= Magnetization transfer =

Magnetization transfer (MT), in NMR and MRI, refers to the transfer of nuclear spin polarization and/or spin coherence from one population of nuclei to another population of nuclei, and to techniques that make use of these phenomena. There is some ambiguity regarding the precise definition of magnetization transfer, however the general definition given above encompasses all more specific notions. NMR active nuclei, those with non-zero spin, can be energetically coupled to one another under certain conditions. The mechanisms of nuclear-spin energy-coupling have been extensively characterized and are described in the following articles: Angular momentum coupling, Magnetic dipole–dipole interaction, J-coupling, Residual dipolar coupling, Nuclear Overhauser effect, Spin–spin relaxation, and Spin saturation transfer. Alternatively, some nuclei in a chemical system are labile and exchange between non-equivalent environments. A more specific example of this case is presented in the section Chemical Exchange Magnetization transfer.

In either case, magnetization transfer techniques probe the dynamic relationship between two or more distinguishable nuclei populations, in so far as energy exchange between the populations can be induced and measured in an idealized NMR experiment.

== Chemical Exchange Magnetization transfer ==

In magnetic resonance imaging or NMR of macromolecular samples, such as protein solutions, at least two types of water molecules, free (bulk) and bound (hydration), are present. Bulk water molecules have many mechanical degrees of freedom, and motion of such molecules thus exhibits statistically averaged behavior. Because of this uniformity, most free water protons have resonance frequencies very near the average Larmor frequency of all such protons. On a properly acquired NMR spectrum this is seen as a narrow Lorentzian line (at 4.8 ppm, 20 C). Bulk water molecules are also relatively far from magnetic field perturbing macromolecules, such that free water protons experience a more homogeneous magnetic field, which results in slower transverse magnetization dephasing and a longer T_{2}^{*}. Conversely, hydration water molecules are mechanically constrained by extensive interactions with the local macromolecules and hence magnetic field inhomogeneities are not averaged out, which leads to broader resonance lines. This results in faster dephasing of the magnetization that produces the NMR signal and much shorter T_{2} values (<200 μs). Because the T_{2} values are so short, the NMR signal from the protons of bound water is not typically observed in MRI.
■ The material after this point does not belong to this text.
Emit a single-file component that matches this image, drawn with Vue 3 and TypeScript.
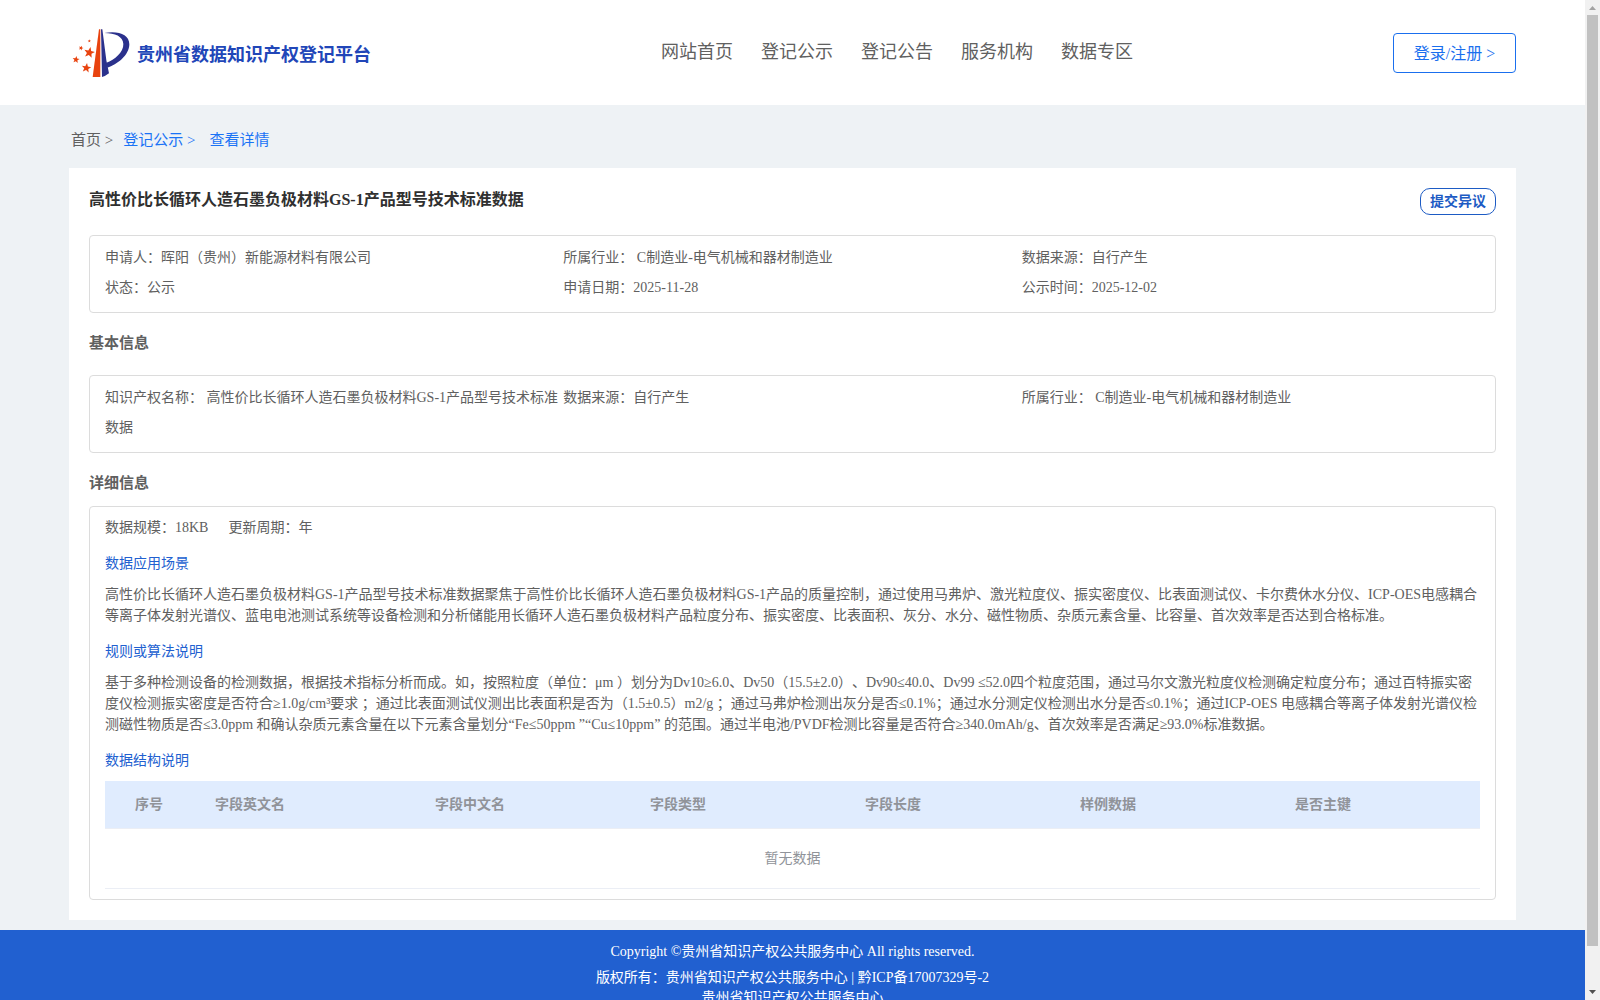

However, using an off-resonance saturation pulse to irradiate protons in the bound (hydration) population can have a detectable effect on the NMR signal of the mobile (free) proton pool. When a population of spins is saturated, such that the magnitude of the macroscopic magnetization vector approaches zero, there is no remaining spin polarization with which to produce an NMR signal. Longitudinal relaxation refers to the return of longitudinal spin polarization, which occurs at a rate described by T_{1}. While the number of hydration water molecules may be insufficient to produce an observable signal, exchange of water molecules between the hydration and bulk population allows characterization of the hydration population, and measurement of the rate at which molecules are exchanging between bulk and bound sites. Such experiments are often termed saturation transfer or chemical exchange saturation transfer (CEST), because the signal of the bulk water is observed to decrease when the hydration population is saturated. Considering these techniques from the opposite perspective, that magnetization (i.e. spin polarization) is being transferred from the bulk water to the spin-saturated hydration population, allows one to conceptually unify chemical exchange methods with other techniques that transfer magnetization between nuclei populations. Since the extent of signal decay depends on the exchange rate between free and hydration water, MT can be used to provide an alternative contrast method in addition to T_{1},T_{2}, and proton density differences.

MT is believed to be a nonspecific indicator of the structural integrity of the tissue being imaged.

An extension of MT, the magnetization transfer ratio (MTR) has been used in neuroradiology to highlight abnormalities in brain structures. (The MTR is (M_{o}-M_{t})/M_{o}.)

A systematic modulation of the precise frequency offset for the saturation pulse can be plotted against the free-water signal to form a "Z-spectrum". This technique is often referred to as "Z-spectroscopy".